The task: Below is a listing. Return the lines from the one that contains "Recreate this image" to the one that contains "const left = (blocks)", both ends included, verbatim and with no pictures.

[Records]

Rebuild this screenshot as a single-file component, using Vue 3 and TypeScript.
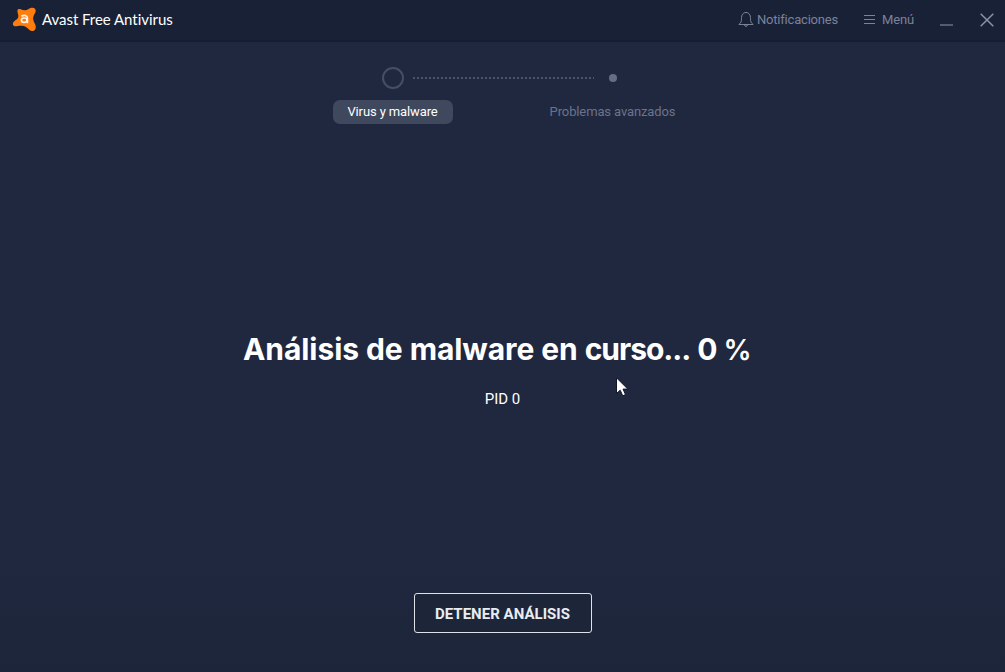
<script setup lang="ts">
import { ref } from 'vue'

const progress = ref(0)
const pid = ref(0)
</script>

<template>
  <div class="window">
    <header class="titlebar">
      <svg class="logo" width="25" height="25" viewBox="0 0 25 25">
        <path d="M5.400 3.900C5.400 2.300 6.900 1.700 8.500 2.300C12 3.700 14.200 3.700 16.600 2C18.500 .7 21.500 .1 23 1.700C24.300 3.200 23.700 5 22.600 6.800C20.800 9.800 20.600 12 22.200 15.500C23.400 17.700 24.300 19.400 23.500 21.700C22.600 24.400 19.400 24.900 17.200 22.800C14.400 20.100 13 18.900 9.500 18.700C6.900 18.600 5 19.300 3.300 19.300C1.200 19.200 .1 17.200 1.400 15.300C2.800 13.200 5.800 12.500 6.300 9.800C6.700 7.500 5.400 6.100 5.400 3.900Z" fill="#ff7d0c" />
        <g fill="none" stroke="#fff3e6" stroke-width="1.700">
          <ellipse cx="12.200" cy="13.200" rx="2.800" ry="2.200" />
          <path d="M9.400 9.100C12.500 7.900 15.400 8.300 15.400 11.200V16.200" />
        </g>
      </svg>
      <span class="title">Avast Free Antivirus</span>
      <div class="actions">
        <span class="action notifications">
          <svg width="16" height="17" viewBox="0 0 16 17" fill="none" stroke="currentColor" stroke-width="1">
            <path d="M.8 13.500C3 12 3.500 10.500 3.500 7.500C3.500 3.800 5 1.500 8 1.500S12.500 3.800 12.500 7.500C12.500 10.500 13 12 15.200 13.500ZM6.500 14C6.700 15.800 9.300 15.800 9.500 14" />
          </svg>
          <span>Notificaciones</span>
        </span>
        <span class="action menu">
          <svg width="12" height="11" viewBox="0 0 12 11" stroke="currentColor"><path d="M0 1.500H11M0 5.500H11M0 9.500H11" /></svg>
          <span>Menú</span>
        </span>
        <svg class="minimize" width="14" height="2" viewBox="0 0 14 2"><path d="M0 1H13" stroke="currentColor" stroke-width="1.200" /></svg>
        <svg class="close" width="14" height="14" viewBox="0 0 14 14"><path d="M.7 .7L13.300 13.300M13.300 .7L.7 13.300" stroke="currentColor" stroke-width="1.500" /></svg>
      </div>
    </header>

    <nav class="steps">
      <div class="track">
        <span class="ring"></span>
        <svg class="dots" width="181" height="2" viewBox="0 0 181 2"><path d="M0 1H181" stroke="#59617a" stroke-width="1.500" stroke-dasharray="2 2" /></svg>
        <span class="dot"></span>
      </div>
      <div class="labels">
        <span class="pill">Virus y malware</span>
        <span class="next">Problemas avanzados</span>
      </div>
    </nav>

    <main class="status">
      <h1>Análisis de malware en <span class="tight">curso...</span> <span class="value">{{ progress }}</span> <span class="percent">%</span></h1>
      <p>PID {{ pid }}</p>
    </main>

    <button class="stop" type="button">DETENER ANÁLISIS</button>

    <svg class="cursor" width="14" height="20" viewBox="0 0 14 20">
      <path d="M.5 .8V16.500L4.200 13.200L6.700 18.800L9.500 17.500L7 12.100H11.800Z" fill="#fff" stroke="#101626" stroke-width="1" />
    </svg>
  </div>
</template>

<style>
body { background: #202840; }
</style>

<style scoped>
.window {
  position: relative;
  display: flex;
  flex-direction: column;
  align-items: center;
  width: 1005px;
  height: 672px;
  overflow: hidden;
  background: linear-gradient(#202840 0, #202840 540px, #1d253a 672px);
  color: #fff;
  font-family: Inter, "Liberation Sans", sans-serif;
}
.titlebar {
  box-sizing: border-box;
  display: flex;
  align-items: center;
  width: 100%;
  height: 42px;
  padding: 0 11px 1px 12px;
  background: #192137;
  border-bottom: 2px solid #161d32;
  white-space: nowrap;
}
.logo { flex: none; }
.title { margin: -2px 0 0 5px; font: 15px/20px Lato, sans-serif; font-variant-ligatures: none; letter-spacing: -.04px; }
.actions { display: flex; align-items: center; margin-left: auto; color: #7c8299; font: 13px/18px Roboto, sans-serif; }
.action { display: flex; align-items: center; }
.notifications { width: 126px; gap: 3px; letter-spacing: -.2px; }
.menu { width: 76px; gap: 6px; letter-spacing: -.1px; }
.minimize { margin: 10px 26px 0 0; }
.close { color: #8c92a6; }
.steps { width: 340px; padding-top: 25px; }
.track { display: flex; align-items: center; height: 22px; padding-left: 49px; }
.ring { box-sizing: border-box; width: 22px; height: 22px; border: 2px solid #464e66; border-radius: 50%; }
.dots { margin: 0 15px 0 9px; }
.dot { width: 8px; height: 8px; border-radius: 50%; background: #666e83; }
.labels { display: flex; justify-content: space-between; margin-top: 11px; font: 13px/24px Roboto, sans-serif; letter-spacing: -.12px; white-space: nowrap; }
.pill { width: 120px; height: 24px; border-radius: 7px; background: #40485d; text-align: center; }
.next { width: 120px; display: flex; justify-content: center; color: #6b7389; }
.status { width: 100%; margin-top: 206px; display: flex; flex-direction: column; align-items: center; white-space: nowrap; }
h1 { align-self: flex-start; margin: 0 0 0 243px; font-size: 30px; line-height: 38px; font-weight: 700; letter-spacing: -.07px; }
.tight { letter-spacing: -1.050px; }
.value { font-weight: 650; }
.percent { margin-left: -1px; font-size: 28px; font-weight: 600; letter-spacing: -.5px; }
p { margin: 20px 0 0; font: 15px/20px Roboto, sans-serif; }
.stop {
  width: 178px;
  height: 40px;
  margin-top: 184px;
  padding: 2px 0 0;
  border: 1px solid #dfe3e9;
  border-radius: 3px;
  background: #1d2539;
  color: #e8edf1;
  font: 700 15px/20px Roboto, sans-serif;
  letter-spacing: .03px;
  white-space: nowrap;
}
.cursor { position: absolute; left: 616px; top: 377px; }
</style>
--
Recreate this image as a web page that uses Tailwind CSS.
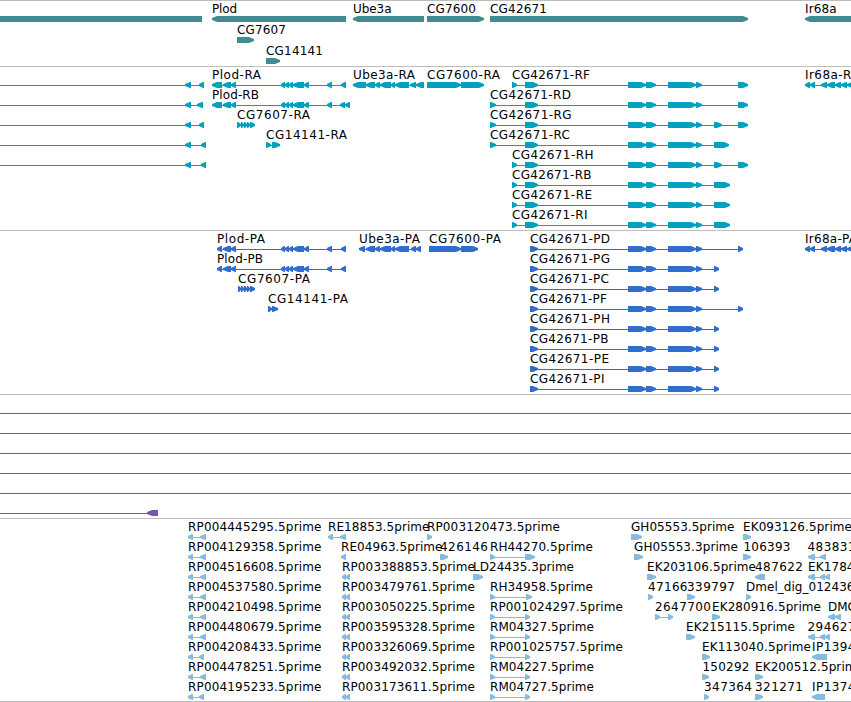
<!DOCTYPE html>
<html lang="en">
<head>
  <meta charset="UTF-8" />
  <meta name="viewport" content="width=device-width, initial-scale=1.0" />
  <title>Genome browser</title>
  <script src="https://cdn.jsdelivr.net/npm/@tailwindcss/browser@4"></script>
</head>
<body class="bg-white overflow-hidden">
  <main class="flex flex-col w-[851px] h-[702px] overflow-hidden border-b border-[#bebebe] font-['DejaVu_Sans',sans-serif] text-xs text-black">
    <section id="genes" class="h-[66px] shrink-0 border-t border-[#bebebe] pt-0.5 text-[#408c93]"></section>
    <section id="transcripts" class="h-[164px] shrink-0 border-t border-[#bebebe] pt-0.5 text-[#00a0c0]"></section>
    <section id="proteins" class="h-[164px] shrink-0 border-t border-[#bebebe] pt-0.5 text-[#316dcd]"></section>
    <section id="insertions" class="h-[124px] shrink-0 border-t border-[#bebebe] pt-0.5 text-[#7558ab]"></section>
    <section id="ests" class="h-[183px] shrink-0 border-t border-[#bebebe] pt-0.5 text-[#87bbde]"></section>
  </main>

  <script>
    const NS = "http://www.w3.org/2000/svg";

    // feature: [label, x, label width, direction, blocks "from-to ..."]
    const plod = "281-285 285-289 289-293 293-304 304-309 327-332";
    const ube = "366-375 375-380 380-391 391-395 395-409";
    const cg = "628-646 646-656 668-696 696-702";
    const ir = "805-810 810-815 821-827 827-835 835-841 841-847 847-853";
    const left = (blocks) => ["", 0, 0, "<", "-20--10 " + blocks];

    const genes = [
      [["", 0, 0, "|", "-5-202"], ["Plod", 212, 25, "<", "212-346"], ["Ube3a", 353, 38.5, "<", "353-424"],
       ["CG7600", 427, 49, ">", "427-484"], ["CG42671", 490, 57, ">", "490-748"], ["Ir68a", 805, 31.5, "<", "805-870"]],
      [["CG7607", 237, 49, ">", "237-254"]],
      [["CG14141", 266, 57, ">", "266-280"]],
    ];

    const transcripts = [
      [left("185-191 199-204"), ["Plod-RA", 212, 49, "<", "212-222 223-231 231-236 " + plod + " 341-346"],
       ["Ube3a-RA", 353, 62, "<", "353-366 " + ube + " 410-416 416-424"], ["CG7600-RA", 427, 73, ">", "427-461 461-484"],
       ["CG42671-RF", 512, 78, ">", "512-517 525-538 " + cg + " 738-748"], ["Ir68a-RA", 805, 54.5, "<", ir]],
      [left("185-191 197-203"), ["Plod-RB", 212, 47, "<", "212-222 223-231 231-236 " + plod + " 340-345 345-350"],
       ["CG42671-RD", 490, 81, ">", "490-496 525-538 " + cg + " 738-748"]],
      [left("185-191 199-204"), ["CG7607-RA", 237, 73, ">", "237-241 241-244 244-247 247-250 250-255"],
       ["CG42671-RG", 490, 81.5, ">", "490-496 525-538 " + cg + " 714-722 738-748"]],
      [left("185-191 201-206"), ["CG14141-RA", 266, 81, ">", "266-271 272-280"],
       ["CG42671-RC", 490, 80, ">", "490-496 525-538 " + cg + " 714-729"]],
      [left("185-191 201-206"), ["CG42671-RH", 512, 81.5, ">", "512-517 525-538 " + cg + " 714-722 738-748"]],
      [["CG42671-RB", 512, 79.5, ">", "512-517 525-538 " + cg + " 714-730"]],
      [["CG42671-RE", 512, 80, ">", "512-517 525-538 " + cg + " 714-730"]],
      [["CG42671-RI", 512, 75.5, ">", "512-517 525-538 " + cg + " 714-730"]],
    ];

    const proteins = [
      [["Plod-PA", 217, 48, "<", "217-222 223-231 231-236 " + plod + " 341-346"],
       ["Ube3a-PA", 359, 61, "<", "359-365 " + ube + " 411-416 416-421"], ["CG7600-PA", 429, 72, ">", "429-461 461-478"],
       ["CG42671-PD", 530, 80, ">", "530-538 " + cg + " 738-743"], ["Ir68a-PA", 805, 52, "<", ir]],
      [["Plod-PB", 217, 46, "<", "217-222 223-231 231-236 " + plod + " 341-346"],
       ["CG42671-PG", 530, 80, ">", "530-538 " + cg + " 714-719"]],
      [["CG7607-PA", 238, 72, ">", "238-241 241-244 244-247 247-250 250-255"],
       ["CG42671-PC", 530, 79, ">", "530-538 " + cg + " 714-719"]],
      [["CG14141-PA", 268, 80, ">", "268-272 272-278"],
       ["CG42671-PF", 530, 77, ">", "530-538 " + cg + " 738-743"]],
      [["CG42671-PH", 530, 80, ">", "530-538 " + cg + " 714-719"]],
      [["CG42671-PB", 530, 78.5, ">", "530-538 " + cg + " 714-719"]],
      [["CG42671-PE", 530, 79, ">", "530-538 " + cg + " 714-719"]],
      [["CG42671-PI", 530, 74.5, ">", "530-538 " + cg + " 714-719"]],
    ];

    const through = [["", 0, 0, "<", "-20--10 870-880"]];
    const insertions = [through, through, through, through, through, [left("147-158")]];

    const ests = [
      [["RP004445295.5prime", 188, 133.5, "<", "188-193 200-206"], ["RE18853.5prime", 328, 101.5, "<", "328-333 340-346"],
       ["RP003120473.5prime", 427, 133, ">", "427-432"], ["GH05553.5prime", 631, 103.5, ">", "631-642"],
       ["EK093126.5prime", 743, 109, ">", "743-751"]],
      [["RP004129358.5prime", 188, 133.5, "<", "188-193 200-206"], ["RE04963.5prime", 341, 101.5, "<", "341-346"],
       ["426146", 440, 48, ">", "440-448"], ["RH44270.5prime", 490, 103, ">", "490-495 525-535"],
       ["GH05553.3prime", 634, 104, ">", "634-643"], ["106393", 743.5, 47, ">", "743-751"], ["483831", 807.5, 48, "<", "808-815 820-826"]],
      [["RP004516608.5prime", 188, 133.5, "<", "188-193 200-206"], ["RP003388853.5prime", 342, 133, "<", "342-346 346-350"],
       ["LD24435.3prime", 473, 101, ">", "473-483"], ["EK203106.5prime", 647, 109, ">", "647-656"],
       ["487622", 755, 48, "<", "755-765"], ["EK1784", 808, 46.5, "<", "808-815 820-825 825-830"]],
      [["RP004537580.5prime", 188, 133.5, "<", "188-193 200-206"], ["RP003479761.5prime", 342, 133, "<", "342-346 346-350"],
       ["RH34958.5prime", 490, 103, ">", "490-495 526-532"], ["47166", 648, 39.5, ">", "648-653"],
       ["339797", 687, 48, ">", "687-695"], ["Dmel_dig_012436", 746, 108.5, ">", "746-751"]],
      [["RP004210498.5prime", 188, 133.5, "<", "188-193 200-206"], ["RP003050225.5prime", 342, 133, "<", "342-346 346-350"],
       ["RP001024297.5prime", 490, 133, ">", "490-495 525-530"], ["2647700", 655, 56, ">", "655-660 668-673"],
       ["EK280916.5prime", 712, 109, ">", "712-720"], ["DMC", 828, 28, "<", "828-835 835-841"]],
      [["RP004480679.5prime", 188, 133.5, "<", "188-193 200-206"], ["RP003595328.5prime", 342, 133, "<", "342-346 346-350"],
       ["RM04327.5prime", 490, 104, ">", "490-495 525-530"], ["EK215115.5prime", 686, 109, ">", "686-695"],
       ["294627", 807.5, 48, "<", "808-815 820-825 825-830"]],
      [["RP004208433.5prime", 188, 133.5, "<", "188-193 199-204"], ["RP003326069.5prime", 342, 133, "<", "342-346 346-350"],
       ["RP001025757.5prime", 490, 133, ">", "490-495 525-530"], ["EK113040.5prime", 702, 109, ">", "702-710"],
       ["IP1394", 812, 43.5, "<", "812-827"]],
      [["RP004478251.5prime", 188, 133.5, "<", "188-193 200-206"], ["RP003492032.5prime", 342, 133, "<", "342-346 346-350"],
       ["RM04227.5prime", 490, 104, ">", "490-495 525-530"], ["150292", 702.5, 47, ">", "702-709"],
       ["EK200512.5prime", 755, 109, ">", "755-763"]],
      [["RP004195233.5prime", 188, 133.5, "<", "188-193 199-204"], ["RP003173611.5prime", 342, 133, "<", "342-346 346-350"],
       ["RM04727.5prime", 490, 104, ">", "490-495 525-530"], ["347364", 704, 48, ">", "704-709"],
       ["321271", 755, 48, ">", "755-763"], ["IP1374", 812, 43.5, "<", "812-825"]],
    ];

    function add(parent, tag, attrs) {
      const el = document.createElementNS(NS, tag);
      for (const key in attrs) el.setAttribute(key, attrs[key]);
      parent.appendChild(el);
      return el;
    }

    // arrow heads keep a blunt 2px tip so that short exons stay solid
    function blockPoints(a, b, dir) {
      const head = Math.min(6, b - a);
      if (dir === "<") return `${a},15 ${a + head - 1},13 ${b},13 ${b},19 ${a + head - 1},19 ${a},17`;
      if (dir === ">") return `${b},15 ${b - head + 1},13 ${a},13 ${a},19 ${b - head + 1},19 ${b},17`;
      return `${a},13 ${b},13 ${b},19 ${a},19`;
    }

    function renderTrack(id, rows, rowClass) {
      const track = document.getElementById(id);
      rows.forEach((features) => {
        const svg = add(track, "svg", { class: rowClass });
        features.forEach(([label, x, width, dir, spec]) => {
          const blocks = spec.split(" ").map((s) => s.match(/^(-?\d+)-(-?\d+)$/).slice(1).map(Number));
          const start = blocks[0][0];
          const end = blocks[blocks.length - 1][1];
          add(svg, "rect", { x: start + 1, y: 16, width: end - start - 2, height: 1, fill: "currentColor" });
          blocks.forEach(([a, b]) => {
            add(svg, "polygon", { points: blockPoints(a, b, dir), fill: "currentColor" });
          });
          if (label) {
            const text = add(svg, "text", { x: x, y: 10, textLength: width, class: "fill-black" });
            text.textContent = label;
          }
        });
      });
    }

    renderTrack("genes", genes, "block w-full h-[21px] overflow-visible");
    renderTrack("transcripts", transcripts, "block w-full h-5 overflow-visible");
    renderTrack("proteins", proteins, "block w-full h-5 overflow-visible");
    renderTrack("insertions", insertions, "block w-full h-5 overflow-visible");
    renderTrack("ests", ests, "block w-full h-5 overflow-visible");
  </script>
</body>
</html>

Written solution:
Recreate this image as a web page that uses Tailwind CSS.
<!DOCTYPE html>
<html lang="en">
<head>
  <meta charset="UTF-8" />
  <meta name="viewport" content="width=device-width, initial-scale=1.0" />
  <title>Genome browser</title>
  <script src="https://cdn.jsdelivr.net/npm/@tailwindcss/browser@4"></script>
</head>
<body class="bg-white overflow-hidden">
  <main class="flex flex-col w-[851px] h-[702px] overflow-hidden border-b border-[#bebebe] font-['DejaVu_Sans',sans-serif] text-xs text-black">
    <section id="genes" class="h-[66px] shrink-0 border-t border-[#bebebe] pt-0.5 text-[#408c93]"></section>
    <section id="transcripts" class="h-[164px] shrink-0 border-t border-[#bebebe] pt-0.5 text-[#00a0c0]"></section>
    <section id="proteins" class="h-[164px] shrink-0 border-t border-[#bebebe] pt-0.5 text-[#316dcd]"></section>
    <section id="insertions" class="h-[124px] shrink-0 border-t border-[#bebebe] pt-0.5 text-[#7558ab]"></section>
    <section id="ests" class="h-[183px] shrink-0 border-t border-[#bebebe] pt-0.5 text-[#87bbde]"></section>
  </main>

  <script>
    const NS = "http://www.w3.org/2000/svg";

    // feature: [label, x, label width, direction, blocks "from-to ..."]
    const plod = "281-285 285-289 289-293 293-304 304-309 327-332";
    const ube = "366-375 375-380 380-391 391-395 395-409";
    const cg = "628-646 646-656 668-696 696-702";
    const ir = "805-810 810-815 821-827 827-835 835-841 841-847 847-853";
    const left = (blocks) => ["", 0, 0, "<", "-20--10 " + blocks];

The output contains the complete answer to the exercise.